Thursday, December 17, 2009

CONFESSIONS OF A WISTFUL WOODBURNER

I knew right from the start this would be a good day. (When it comes to certain rituals, I believe in karma.) As I carefully scraped the ashes of last night’s fire through the grates for transfer to the waiting scuttle, there hidden in and protected by an insulating layer of gray wood ash were two or three still-living coals, glowing red with promise; the remnants of a pinyon knot, imbued at its core with natural resins bestowed by a long-ago marriage of sun and sapling. Open the draft, ply with a feathery wreath of cedar bark and voila ! We have flames, ready to be cajoled with a “teepee” of hand-split cedar withes into the day’s birthing fire. And without having to resort to the calumny of paper or match !
For the dedicated wood-burner, there is something particularly and deeply satisfying about building that first-of-the day fire. No matter the dimension or design of the hearth, there is something undeniably primal and elegantly elemental in an act which connects us with generations of fire-makers stretching back to humankind’s very roots.

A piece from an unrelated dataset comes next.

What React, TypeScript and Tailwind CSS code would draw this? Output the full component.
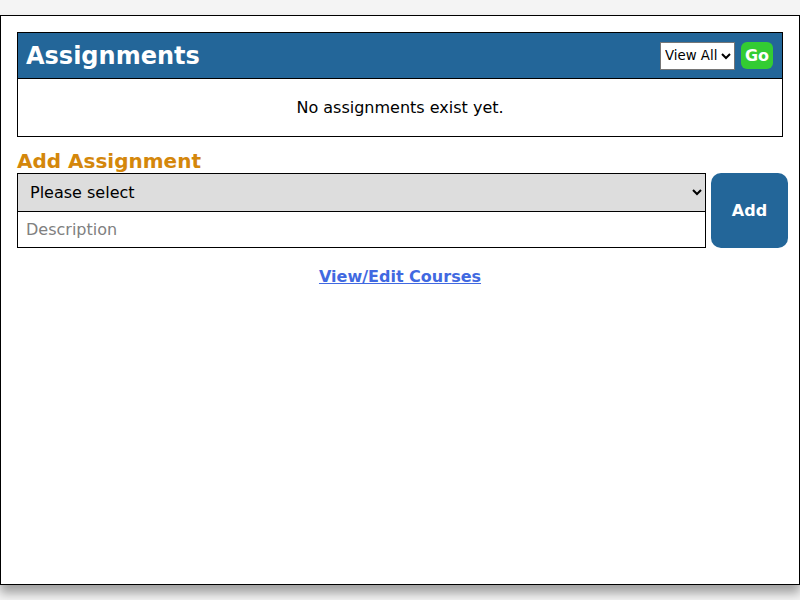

It is especially satisfying when outside, gray storm clouds are reaching earthwards, the west wind is bringing showers of rain and sleet on its chill breath, and warmth produced by human hands begins to fill our log home’s frosty interior. The progressive placement of slender pieces of dry white pine and hand-split billets of red cedar which have been curing for two years under a home-made outdoor shelter are each a steppingstone in the ritual. The Dutch West’s double layers of cast iron begin to tick and ting as they expand, joining the song the chimney draft and crackling wood are singing.

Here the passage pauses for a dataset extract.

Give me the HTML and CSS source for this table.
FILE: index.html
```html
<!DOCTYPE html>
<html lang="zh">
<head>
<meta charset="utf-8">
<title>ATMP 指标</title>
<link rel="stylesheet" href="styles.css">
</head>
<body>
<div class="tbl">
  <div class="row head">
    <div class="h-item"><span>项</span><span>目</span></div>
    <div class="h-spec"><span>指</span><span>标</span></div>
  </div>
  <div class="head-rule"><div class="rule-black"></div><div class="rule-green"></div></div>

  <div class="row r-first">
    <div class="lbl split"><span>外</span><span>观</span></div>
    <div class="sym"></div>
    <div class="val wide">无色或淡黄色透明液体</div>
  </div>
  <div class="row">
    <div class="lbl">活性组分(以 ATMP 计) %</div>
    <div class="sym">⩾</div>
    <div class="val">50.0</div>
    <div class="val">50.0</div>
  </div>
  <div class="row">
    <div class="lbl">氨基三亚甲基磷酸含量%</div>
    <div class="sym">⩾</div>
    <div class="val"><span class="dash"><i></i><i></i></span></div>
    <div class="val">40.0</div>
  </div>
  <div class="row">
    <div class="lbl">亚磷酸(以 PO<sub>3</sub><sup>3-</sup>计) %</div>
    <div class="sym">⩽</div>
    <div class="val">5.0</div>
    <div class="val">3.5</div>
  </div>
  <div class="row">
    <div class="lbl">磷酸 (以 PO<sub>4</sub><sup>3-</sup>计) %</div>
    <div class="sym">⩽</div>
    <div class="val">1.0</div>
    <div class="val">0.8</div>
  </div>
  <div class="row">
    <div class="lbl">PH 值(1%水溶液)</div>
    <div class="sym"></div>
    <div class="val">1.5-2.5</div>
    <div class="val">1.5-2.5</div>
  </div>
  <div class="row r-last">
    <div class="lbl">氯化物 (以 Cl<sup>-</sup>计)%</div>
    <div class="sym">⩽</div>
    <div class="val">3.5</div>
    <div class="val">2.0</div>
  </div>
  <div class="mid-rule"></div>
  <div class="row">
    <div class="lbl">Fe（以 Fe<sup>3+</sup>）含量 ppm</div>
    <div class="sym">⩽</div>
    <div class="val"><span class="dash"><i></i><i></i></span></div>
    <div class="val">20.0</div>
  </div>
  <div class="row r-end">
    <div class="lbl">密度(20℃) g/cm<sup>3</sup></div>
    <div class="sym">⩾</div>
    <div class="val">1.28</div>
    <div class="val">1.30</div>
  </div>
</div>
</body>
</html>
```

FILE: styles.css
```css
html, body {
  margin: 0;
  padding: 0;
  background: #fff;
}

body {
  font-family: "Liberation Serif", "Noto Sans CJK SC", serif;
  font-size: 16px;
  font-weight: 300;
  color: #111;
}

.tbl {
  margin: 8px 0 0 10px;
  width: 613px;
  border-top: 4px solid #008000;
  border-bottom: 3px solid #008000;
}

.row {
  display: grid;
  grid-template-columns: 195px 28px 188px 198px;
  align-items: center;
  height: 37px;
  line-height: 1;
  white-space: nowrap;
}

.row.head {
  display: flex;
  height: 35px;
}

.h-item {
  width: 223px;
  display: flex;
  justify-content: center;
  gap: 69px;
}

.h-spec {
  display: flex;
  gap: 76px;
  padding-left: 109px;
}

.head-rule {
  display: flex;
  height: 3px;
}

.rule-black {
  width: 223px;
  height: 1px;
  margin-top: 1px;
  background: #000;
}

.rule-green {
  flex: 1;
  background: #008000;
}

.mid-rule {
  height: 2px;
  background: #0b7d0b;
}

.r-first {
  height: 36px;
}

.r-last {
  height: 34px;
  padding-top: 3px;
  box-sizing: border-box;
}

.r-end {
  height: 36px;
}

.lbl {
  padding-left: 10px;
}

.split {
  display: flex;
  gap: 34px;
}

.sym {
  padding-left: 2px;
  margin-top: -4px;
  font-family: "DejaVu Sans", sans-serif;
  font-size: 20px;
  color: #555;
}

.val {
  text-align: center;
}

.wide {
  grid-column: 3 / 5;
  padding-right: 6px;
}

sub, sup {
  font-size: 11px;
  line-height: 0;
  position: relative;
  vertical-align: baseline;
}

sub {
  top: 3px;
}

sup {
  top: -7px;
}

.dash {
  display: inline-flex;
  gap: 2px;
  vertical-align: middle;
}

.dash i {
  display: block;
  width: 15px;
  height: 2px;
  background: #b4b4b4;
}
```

I can’t help but notice that among the cradles of fire wood toted from barn to hearth individual pieces bring their own sense of history and personality with them: there is that knot-filled twisted juncture of cedar burl I almost gave up on splitting last August; here is the single silver-white length of cottonwood salvaged from a lightning-struck branch which had to be cleared from the trail along the river bank after a springtime storm, and mixed in are those misshapen, impossible-to-stack odds and ends purposely set aside, or thrown on the top of a finished stack and just begging to be gotten rid of on a bed of hot coals. The symmetry of an artfully constructed section of a near-perfect corner or end-stack reminds me of a weekend when a visiting grandson took the time his grandpa never would have to show his architectural skills. Here and there, as I work my way through the wood pile I will happen upon a tiny stack of still-green meadow grass, where a far-sighted deer mouse built winter quarters, and wonder if its inhabitants escaped the notice of a California king snake I knew hunted nearby.

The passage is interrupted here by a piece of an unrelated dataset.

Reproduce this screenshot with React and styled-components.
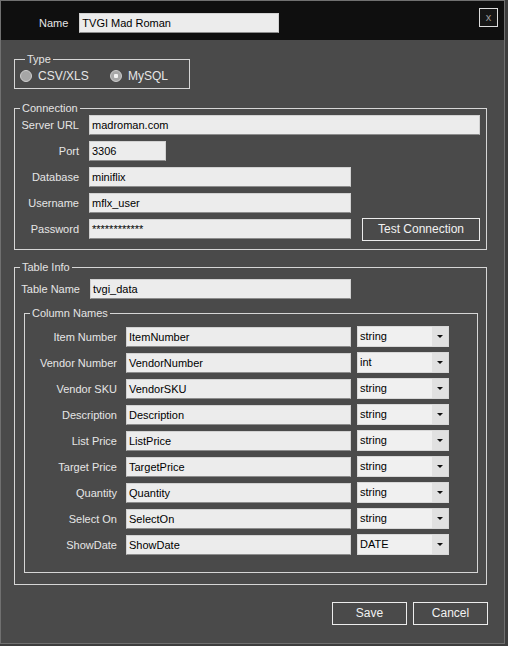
import React from 'react'
import styled, { createGlobalStyle } from 'styled-components'

const GlobalStyle = createGlobalStyle`
  html, body {
    margin: 0;
    padding: 0;
    background: #3d3d3d;
  }
  body {
    font-family: "Liberation Sans", Arial, sans-serif;
    font-size: 11px;
  }
`

const connection = [
  { label: 'Server URL', value: 'madroman.com', size: 'full' },
  { label: 'Port', value: '3306', size: 'small' },
  { label: 'Database', value: 'miniflix' },
  { label: 'Username', value: 'mflx_user' },
  { label: 'Password', value: '************', test: true },
]

const columns = [
  ['Item Number', 'ItemNumber', 'string'],
  ['Vendor Number', 'VendorNumber', 'int'],
  ['Vendor SKU', 'VendorSKU', 'string'],
  ['Description', 'Description', 'string'],
  ['List Price', 'ListPrice', 'string'],
  ['Target Price', 'TargetPrice', 'string'],
  ['Quantity', 'Quantity', 'string'],
  ['Select On', 'SelectOn', 'string'],
  ['ShowDate', 'ShowDate', 'DATE'],
]

const App = () => {
  return (
    <>
      <GlobalStyle />
      <Window>
        <Header>
          <NameField>
            <NameLabel>Name</NameLabel>
            <TextBox $width="200px">TVGI Mad Roman</TextBox>
          </NameField>
          <CloseButton>x</CloseButton>
        </Header>

        <Body>
          <Group $width="176px" $pad="3px 0 5px 5px">
            <Legend>Type</Legend>
            <RadioRow>
              <RadioOption>
                <RadioDot />
                CSV/XLS
              </RadioOption>
              <RadioOption>
                <RadioDot $checked />
                MySQL
              </RadioOption>
            </RadioRow>
          </Group>

          <Group $mt="12px" $pad="0 6px 10px 0">
            <Legend>Connection</Legend>
            <ConnGrid>
              {connection.map((row) => (
                <React.Fragment key={row.label}>
                  <FieldLabel>{row.label}</FieldLabel>
                  <TextBox
                    $span={row.size === 'full'}
                    $width={row.size === 'small' ? '77px' : undefined}
                  >
                    {row.value}
                  </TextBox>
                  {row.test && <OutlineButton $width="118px" $ml="1px">Test Connection</OutlineButton>}
                </React.Fragment>
              ))}
            </ConnGrid>
          </Group>

          <Group $mt="10px" $pad="5px 8px 11px 0">
            <Legend>Table Info</Legend>
            <TableNameRow>
              <FieldLabel $width="65px">Table Name</FieldLabel>
              <TextBox $width="261px">tvgi_data</TextBox>
            </TableNameRow>

            <Group $mt="7px" $ml="9px" $pad="6px 0 17px 0">
              <Legend>Column Names</Legend>
              <ColumnGrid>
                {columns.map(([label, value, type]) => (
                  <React.Fragment key={label}>
                    <FieldLabel $pr="3px">{label}</FieldLabel>
                    <TextBox>{value}</TextBox>
                    <Combo>
                      <ComboText>{type}</ComboText>
                      <ComboArrow />
                    </Combo>
                  </React.Fragment>
                ))}
              </ColumnGrid>
            </Group>
          </Group>

          <Footer>
            <OutlineButton $width="75px">Save</OutlineButton>
            <OutlineButton $width="75px">Cancel</OutlineButton>
          </Footer>
        </Body>
      </Window>
    </>
  )
}

const Window = styled.div`
  box-sizing: border-box;
  width: 505px;
  height: 644px;
  border: 1px solid #707070;
  background: #4a4a4a;
  display: flex;
  flex-direction: column;
`

const Header = styled.div`
  height: 39px;
  background: #0f0f0f;
  display: flex;
  align-items: flex-start;
  padding: 7px 6px 0 38px;
  box-sizing: border-box;
`

const NameField = styled.div`
  display: flex;
  align-items: center;
  gap: 11px;
  margin-top: 5px;
`

const NameLabel = styled.span`
  color: #e6e6e6;
  line-height: 20px;
`

const CloseButton = styled.div`
  margin-left: auto;
  box-sizing: border-box;
  width: 19px;
  height: 19px;
  border: 1px solid #dcdcdc;
  background: #161616;
  color: #9c9c9c;
  font-size: 11px;
  line-height: 16px;
  text-align: center;
`

const Body = styled.div`
  flex: 1;
  display: flex;
  flex-direction: column;
  padding: 12px 17px 0 13px;
`

const Group = styled.fieldset`
  margin: ${(p) => p.$mt || 0} 0 0 ${(p) => p.$ml || 0};
  padding: ${(p) => p.$pad || 0};
  width: ${(p) => p.$width || 'auto'};
  box-sizing: border-box;
  border: 1px solid #d6d6d6;
  border-radius: 0;
  min-width: 0;
`

const Legend = styled.legend`
  margin-left: 5px;
  padding: 0 2px;
  color: #e4e4e4;
  font-size: 11px;
  line-height: 14px;
`

const RadioRow = styled.div`
  display: flex;
  align-items: center;
  height: 14px;
`

const RadioOption = styled.label`
  display: flex;
  align-items: center;
  gap: 6px;
  min-width: 90px;
  color: #e6e6e6;
  font-size: 12px;
`

const RadioDot = styled.span`
  box-sizing: border-box;
  width: 12px;
  height: 12px;
  border-radius: 50%;
  border: 1px solid #cfcfcf;
  background: ${(p) =>
    p.$checked
      ? 'radial-gradient(circle, #f2f2f2 0 2px, #a8a8a8 2.5px)'
      : '#a6a6a6'};
`

const FieldLabel = styled.span`
  width: ${(p) => p.$width || 'auto'};
  padding-right: ${(p) => p.$pr || 0};
  color: #e6e6e6;
  text-align: right;
  white-space: nowrap;
`

const ConnGrid = styled.div`
  display: grid;
  grid-template-columns: 64px 262px 1fr;
  grid-auto-rows: 20px;
  column-gap: 10px;
  row-gap: 6px;
  align-items: center;

  & > ${FieldLabel} {
    grid-column: 1;
  }
`

const TextBox = styled.div`
  box-sizing: border-box;
  height: 20px;
  width: ${(p) => p.$width || 'auto'};
  grid-column: ${(p) => (p.$span ? 'span 2' : 'auto')};
  justify-self: ${(p) => (p.$width ? 'start' : 'stretch')};
  background: #ececec;
  border: 1px solid #d2d2d2;
  border-bottom-color: #8c8c8c;
  color: #000;
  padding: 0 2px;
  line-height: 18px;
  white-space: nowrap;
  overflow: hidden;
`

const OutlineButton = styled.div`
  box-sizing: border-box;
  width: ${(p) => p.$width};
  height: 23px;
  margin-left: ${(p) => p.$ml || 0};
  align-self: center;
  border: 1px solid #ececec;
  color: #f2f2f2;
  font-size: 12px;
  line-height: 21px;
  text-align: center;
`

const TableNameRow = styled.div`
  display: flex;
  align-items: center;
  gap: 10px;
`

const ColumnGrid = styled.div`
  display: grid;
  grid-template-columns: 95px 225px 92px;
  grid-auto-rows: 21px;
  column-gap: 6px;
  row-gap: 5px;
  align-items: center;
`

const Combo = styled.div`
  box-sizing: border-box;
  height: 21px;
  display: flex;
  background: #f0f0f0;
  border: 1px solid #d8d8d8;
`

const ComboText = styled.span`
  flex: 1;
  padding-left: 2px;
  line-height: 19px;
  color: #000;
`

const ComboArrow = styled.span`
  width: 16px;
  background: #e1e1e1;
  display: flex;
  align-items: center;
  justify-content: center;
  &::after {
    content: '';
    border-left: 3px solid transparent;
    border-right: 3px solid transparent;
    border-top: 3px solid #111;
  }
`

const Footer = styled.div`
  display: flex;
  justify-content: flex-end;
  gap: 6px;
  margin: 17px -1px 0 0;
`

export default App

As I travel the backroads of the New England I love, and where my own association with wood-gathering and wood-burning was first given life, I am always on the lookout for the inevitable evidence that cold-weather providence is still alive and well. I see wood stacks that are straight-and-true, short or long, sometimes circular or even whimsical in shape and design; out in the open, or under carefully-crafted shelter. These stacks, of course, are made up of white birch, some ash, and a lot of long-burning, BTU-rich maple – the true wood-burner’s ”fillet mignon” of the hearth. Sometimes I stop to admire or even photograph what most travelers would pass by with hardly a glance. And . . if I think no one is watching, I will even saunter over to the stack, and allow my nostrils to inhale deeply of an amalgam of forest perfume which has the power to open the memory vaults of my mind to the magic of a thousand morning fires.
Each Fall as we take temporary possession of a primitive cabin overlooking the Atlantic in coastal Maine, I pray for the first night of frosty weather, or better yet, an actual “Nor’easter” , so that I can feed split chunks of gathered and carefully-husbanded maple into the waiting fireplace.
Just outside my back door here in southern Utah, I keep a chopping block and splitting axe – as I have wherever I have lived, down through the years - so that I have to walk by them every day. They, and what they stand for remind me of who I am, and of a legacy of self reliance which helps to define me.
I was right this morning. This has been a very good day. Day number 27,950.

A neat home-built shelter houses a supply of split hardwood at historic “Furnace Brook Farm” in Chittenden, Vermont.
For many New England farm families, firewood gathering is a never-ending, year-round job.